According to the Department of Education there are currently 79,000 children and young people in NI on the current Special Educational Needs (SEN) register.

Ms Yiasouma asked that we keep ourselves and loved ones safe by staying at home and also by looking after our frontline key workers so that they can care for those who need it.

The National Autistic Society asks that it is important for all supermarkets to know that:

· Not all disabilities are visible

· An autistic person or someone who cares for an autistic person will not have ‘proof’ of their disability

· Some autistic people may follow strict diets and require specific foods

· Autistic people may need more time to process information and instructions.

During these concerning times, there is an extra strain on families. Children of key workers will continue to require care and education outside of their homes.

“However, as we know, sadly not every home is a safe place for our children particularly when it is the only place available," the Commissioner added.

"Importantly some teachers, social workers or childcare workers may not be able to work outside their home in this crisis and there is important work for them to do to ensure that our children where possible, are educated and cared for remotely and effectively.

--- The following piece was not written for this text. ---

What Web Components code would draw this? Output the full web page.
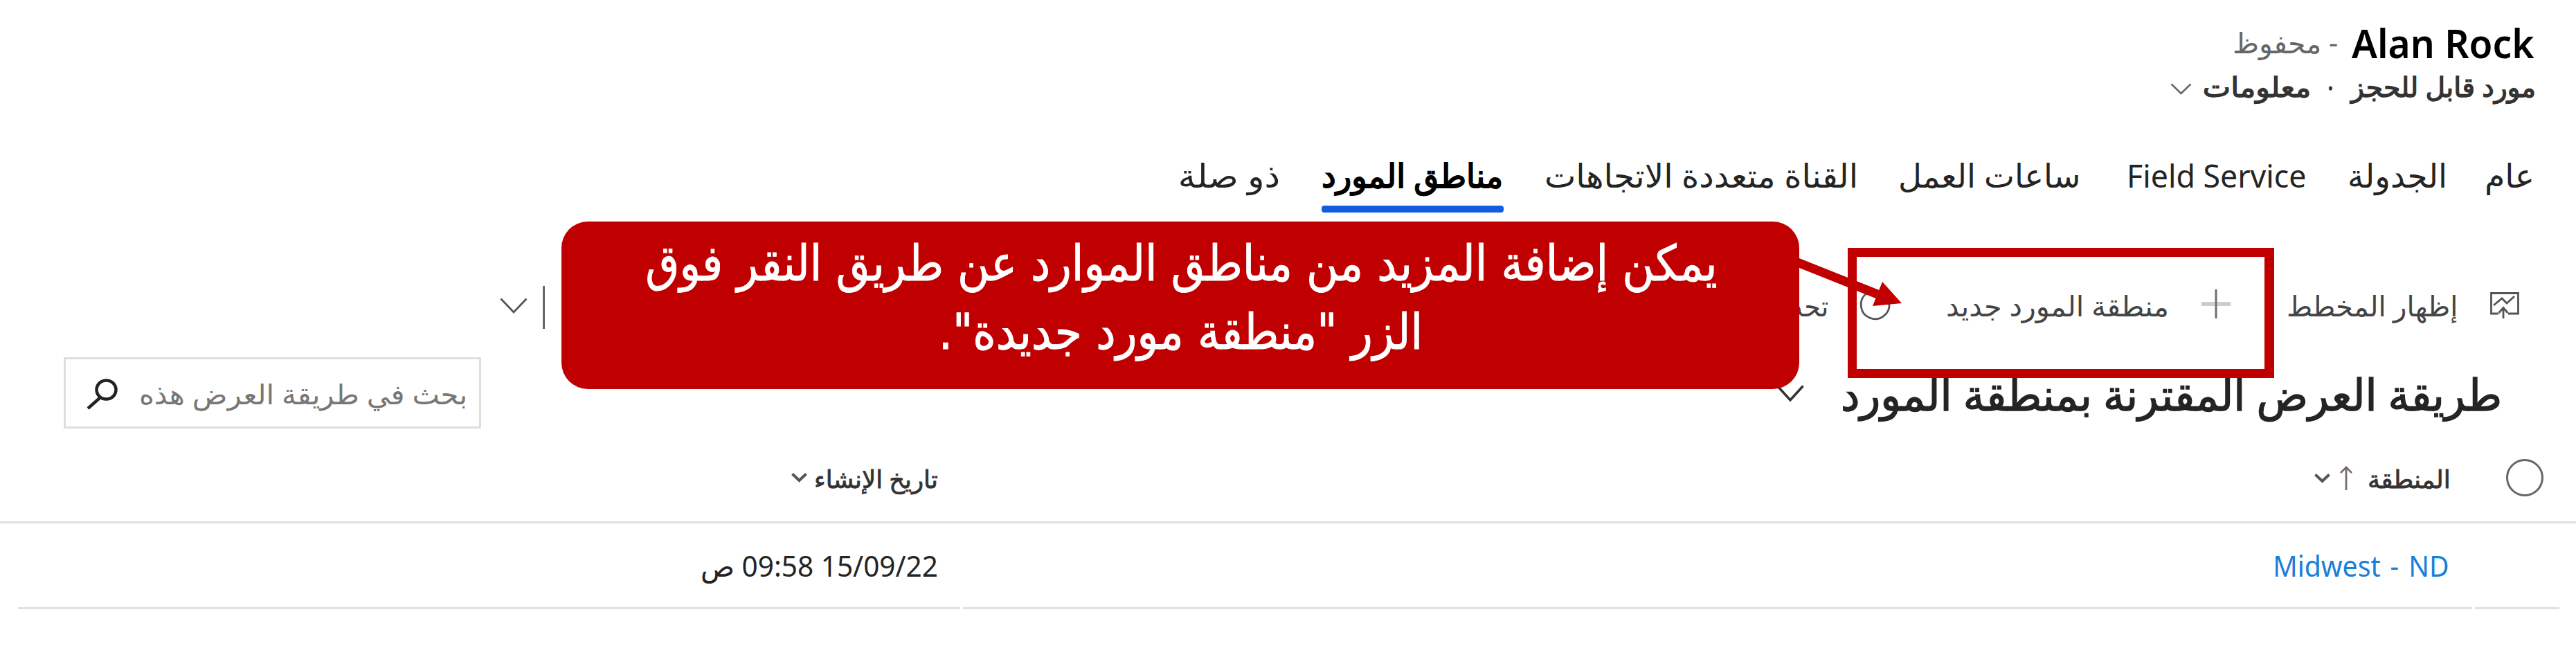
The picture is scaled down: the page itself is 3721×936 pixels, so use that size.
<!DOCTYPE html>
<html lang="ar" dir="rtl">
<head>
<meta charset="utf-8">
<title>Alan Rock</title>
<style>
html,body{margin:0;background:#fff}
body{width:3721px;height:936px;overflow:hidden;font-family:"Noto Sans","DejaVu Sans",sans-serif;color:#242424}
</style>
</head>
<body>
<resource-page></resource-page>
<script>
// One line of text whose ink spans exactly `w` pixels, with its baseline `b` pixels below the row's top.
const ctx = document.createElement('canvas').getContext('2d');
class FitText extends HTMLElement {
  connectedCallback() {
    const fs = +this.getAttribute('fs'), w = +this.getAttribute('w'), b = +this.getAttribute('b');
    const dir = this.getAttribute('dir') || 'rtl';
    const root = this.attachShadow({mode: 'open'});
    root.innerHTML = `<style>
      :host{display:block;flex:none;direction:ltr;width:${w}px;height:${fs}px;line-height:${fs}px;font-size:${fs}px;
        margin-top:${Math.round(b - fs / 2 - 0.388 * fs)}px}
      span{display:inline-block;direction:${dir};white-space:nowrap;transform-origin:0 50%}
    </style><span><slot></slot></span>`;
    const cs = getComputedStyle(this);
    ctx.font = `${cs.fontWeight} ${fs}px ${cs.fontFamily}`;
    ctx.direction = dir; ctx.textAlign = 'left';
    const m = ctx.measureText(this.textContent);
    const s = w / (m.actualBoundingBoxLeft + m.actualBoundingBoxRight);
    root.querySelector('span').style.transform = `translateX(${m.actualBoundingBoxLeft * s}px) scaleX(${s})`;
  }
}
customElements.define('fit-text', FitText);

class UiIcon extends HTMLElement {
  connectedCallback() {
    const n = this.getAttribute('name'), w = +this.getAttribute('w'), h = +this.getAttribute('h');
    const sw = this.getAttribute('sw') || 3;
    const art = {
      chevron: `<path d="M1.5 1.5 L${w / 2} ${h - 2} L${w - 1.5} 1.5"/>`,
      plus: `<path d="M0 ${h / 2}H${w}" stroke="#cfcbd2" stroke-width="6"/><path d="M${w / 2} 0V${h}" stroke="#776f66"/>`,
      ring: `<ellipse cx="${w / 2}" cy="${h / 2}" rx="${w / 2 - 1.5}" ry="${h / 2 - 1.5}"/>`,
      refresh: `<path d="M9 11 A20.500 20.500 0 1 0 42 25"/>`,
      bar: `<path d="M1.500 0V${h}"/>`,
      up: `<path d="M${w / 2} ${h}V2 M1 10 L${w / 2} 2 L${w - 1} 10"/>`,
      chart: `<path d="M13 32H2.500V2.500H41.500V32H27"/><path d="M6 20 L18 10 L25 17 L36 7"/><path d="M20 39V24 M13.500 31 L20 23.500 L26.500 31"/>`,
      search: `<ellipse cx="29.500" cy="16" rx="14" ry="13.500"/><path d="M21 27 L3 43"/>`
    }[n];
    this.attachShadow({mode: 'open'}).innerHTML = `<style>
      :host{display:block;flex:none;width:${w}px;height:${h}px}
      svg{display:block;overflow:visible}</style>
      <svg width="${w}" height="${h}" viewBox="0 0 ${w} ${h}" fill="none" stroke="currentColor" stroke-width="${sw}">${art}</svg>`;
  }
}
customElements.define('ui-icon', UiIcon);

class UiRow extends HTMLElement {
  connectedCallback() {
    this.attachShadow({mode: 'open'}).innerHTML = `<style>
      :host{display:flex;align-items:flex-start;box-sizing:border-box;height:${this.getAttribute('h')}px}
      ::slotted(*){margin-right:var(--g,0px)}
      ::slotted(ui-icon),::slotted(search-box){margin-top:var(--t,0px)}
    </style><slot></slot>`;
  }
}
customElements.define('ui-row', UiRow);

class UiTab extends HTMLElement {
  connectedCallback() {
    this.attachShadow({mode: 'open'}).innerHTML = `<style>
      :host{display:block;flex:none;position:relative}
      :host([active]){color:#000;-webkit-text-stroke:1.8px #000}
      .box{display:flex}
      :host([active])::after{content:"";position:absolute;left:-2px;right:-4px;top:127px;height:10px;border-radius:4px;background:#135ce0}
    </style><div class="box"><slot></slot></div>`;
  }
}
customElements.define('ui-tab', UiTab);

class SearchBox extends HTMLElement {
  connectedCallback() {
    this.attachShadow({mode: 'open'}).innerHTML = `<style>
      :host{display:flex;align-items:flex-start;flex:none;box-sizing:border-box;width:603px;height:103px;border:3px solid #dedede;padding-right:20px;color:#777}
      ui-icon{margin:28px 33px 0 0;color:#222}
    </style><slot></slot><ui-icon name="search" w="46" h="46" sw="4.500"></ui-icon>`;
  }
}
customElements.define('search-box', SearchBox);

class CallOut extends HTMLElement {
  connectedCallback() {
    this.attachShadow({mode: 'open'}).innerHTML = `<style>
      :host{position:absolute;left:811px;top:320px;width:1788px;height:242px;background:#c00000;border-radius:38px;color:#fff;font-family:"DejaVu Sans",sans-serif;-webkit-text-stroke:1px #fff}
    </style>
    <ui-row h="120"><fit-text style="--g:120px" fs="71" w="1544" b="88">يمكن إضافة المزيد من مناطق الموارد عن طريق النقر فوق</fit-text></ui-row>
    <ui-row h="110"><fit-text style="--g:549px" fs="71" w="688" b="67">الزر "منطقة مورد جديدة".</fit-text></ui-row>`;
  }
}
customElements.define('call-out', CallOut);

class ResourcePage extends HTMLElement {
  connectedCallback() {
    this.attachShadow({mode: 'open'}).innerHTML = `<style>
      :host{display:block;position:relative;width:3721px;height:936px;overflow:hidden;background:#fff}
      .head{border-bottom:3px solid #e3e1df}
      .rule{display:flex;gap:4px;padding:0 24px 0 26px}
      .rule i{height:3px;background:#e3e1df}
      .frame{position:absolute;box-sizing:border-box;left:2669px;top:358px;width:616px;height:188px;border:13px solid #c00000;border-right-width:14px}
      .arrow{position:absolute;left:2590px;top:360px}
    </style>
    <ui-row h="95">
      <fit-text dir="ltr" style="--g:60px;color:#000;font-weight:600" fs="57" w="264" b="85">Alan Rock</fit-text>
      <fit-text style="--g:21px;color:#666" fs="41" w="149" b="77">- محفوظ</fit-text>
    </ui-row>
    <ui-row h="75" style="color:#333;-webkit-text-stroke:1.3px #333">
      <fit-text style="--g:61px" fs="39" w="266" b="45">مورد قابل للحجز</fit-text>
      <fit-text style="--g:25px" fs="37" w="5" b="45">·</fit-text>
      <fit-text style="--g:29px" fs="39" w="151" b="45">معلومات</fit-text>
      <ui-icon style="--g:18px;--t:25px;color:#666" name="chevron" w="31" h="17" sw="2.500"></ui-icon>
    </ui-row>
    <ui-row h="150">
      <ui-tab style="--g:64px"><fit-text fs="47" w="65" b="102">عام</fit-text></ui-tab>
      <ui-tab style="--g:61px"><fit-text fs="47" w="137" b="102">الجدولة</fit-text></ui-tab>
      <ui-tab style="--g:64px"><fit-text dir="ltr" fs="45" w="254" b="101">Field Service</fit-text></ui-tab>
      <ui-tab style="--g:74px"><fit-text fs="47" w="257" b="102">ساعات العمل</fit-text></ui-tab>
      <ui-tab style="--g:65px"><fit-text fs="47" w="447" b="102">القناة متعددة الاتجاهات</fit-text></ui-tab>
      <ui-tab active style="--g:65px"><fit-text fs="47" w="257" b="102">مناطق المورد</fit-text></ui-tab>
      <ui-tab style="--g:64px"><fit-text fs="47" w="142" b="102">ذو صلة</fit-text></ui-tab>
    </ui-row>
    <ui-row h="180" style="color:#444">
      <ui-icon style="--g:82px;--t:101px;color:#555" name="chart" w="43" h="40" sw="2.800"></ui-icon>
      <fit-text style="--g:47px" fs="41" w="244" b="137">إظهار المخطط</fit-text>
      <ui-icon style="--g:83px;--t:98px" name="plus" w="42" h="42"></ui-icon>
      <fit-text style="--g:50px" fs="41" w="317" b="137">منطقة المورد جديد</fit-text>
      <ui-icon style="--g:82px;--t:93px;color:#555" name="refresh" w="44" h="46" sw="2.800"></ui-icon>
      <fit-text style="--g:47px" fs="41" w="100" b="137">تحديث</fit-text>
      <ui-icon style="--g:1753px;--t:93px;color:#666" name="bar" w="3" h="62"></ui-icon>
      <ui-icon style="--g:22px;--t:110px;color:#555" name="chevron" w="40" h="23" sw="2.800"></ui-icon>
    </ui-row>
    <ui-row h="130">
      <fit-text style="--g:111px;-webkit-text-stroke:1.4px #242424" fs="63" w="948" b="93">طريقة العرض المقترنة بمنطقة المورد</fit-text>
      <ui-icon style="--g:56px;--t:56px;color:#333" name="chevron" w="40" h="24" sw="3.500"></ui-icon>
      <search-box style="--g:1871px;--t:16px"><fit-text fs="40" w="469" b="66">بحث في طريقة العرض هذه</fit-text></search-box>
    </ui-row>
    <ui-row class="head" h="126" style="color:#333">
      <ui-icon style="--g:47px;--t:33px;color:#666" name="ring" w="54" h="54"></ui-icon>
      <fit-text style="--g:83px;-webkit-text-stroke:.8px #333" fs="35" w="115" b="75">المنطقة</fit-text>
      <ui-icon style="--g:24px;--t:43px;color:#776d70" name="up" w="18" h="35" sw="2.800"></ui-icon>
      <ui-icon style="--g:14px;--t:54px;color:#555" name="chevron" w="23" h="13" sw="4"></ui-icon>
      <fit-text style="--g:1989px;-webkit-text-stroke:.8px #333" fs="35" w="176" b="75">تاريخ الإنشاء</fit-text>
      <ui-icon style="--g:12px;--t:53px;color:#555" name="chevron" w="23" h="13" sw="4"></ui-icon>
    </ui-row>
    <ui-row h="121">
      <fit-text dir="ltr" style="--g:193px;color:#1a7fd8;word-spacing:4px" fs="41" w="242" b="77">Midwest - ND</fit-text>
      <fit-text style="--g:1933px" fs="42" w="339" b="77">15/09/22 09:58 ص</fit-text>
    </ui-row>
    <div class="rule"><i style="width:122px"></i><i style="width:2180px"></i><i style="flex:1"></i></div>
    <div class="frame"></div>
    <svg class="arrow" width="170" height="100" viewBox="2590 360 170 100" fill="#c00000"><path d="M2594 378 L2712 425" stroke="#c00000" stroke-width="13"/><path d="M2719 407 L2747 438 L2705 442Z"/></svg>
    <call-out></call-out>`;
  }
}
customElements.define('resource-page', ResourcePage);
</script>
</body>
</html>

"There are groups of children and young people who will continue to require an element of physical contact and care and for these children, we must also find an appropriate way forward.”

The Education Authority offers key workers a school replacement application for children whose school who have closed. https://www.eani.org.uk/

Ms Yiasouma said, “It is apparent that we have not abandoned our humanity and we can see the commitment to children and young people from across Northern Ireland.”

The National Autistic Society NI are currently is running a 7k for 700k campaign. For those wanting to get involved there are a number of exercising options which can be done at home on their website to help complete the 7k https://www.autism.org.uk/

“These thousands of children needed our help before the crisis, they need our help even more now,” added Ms Yiasouma.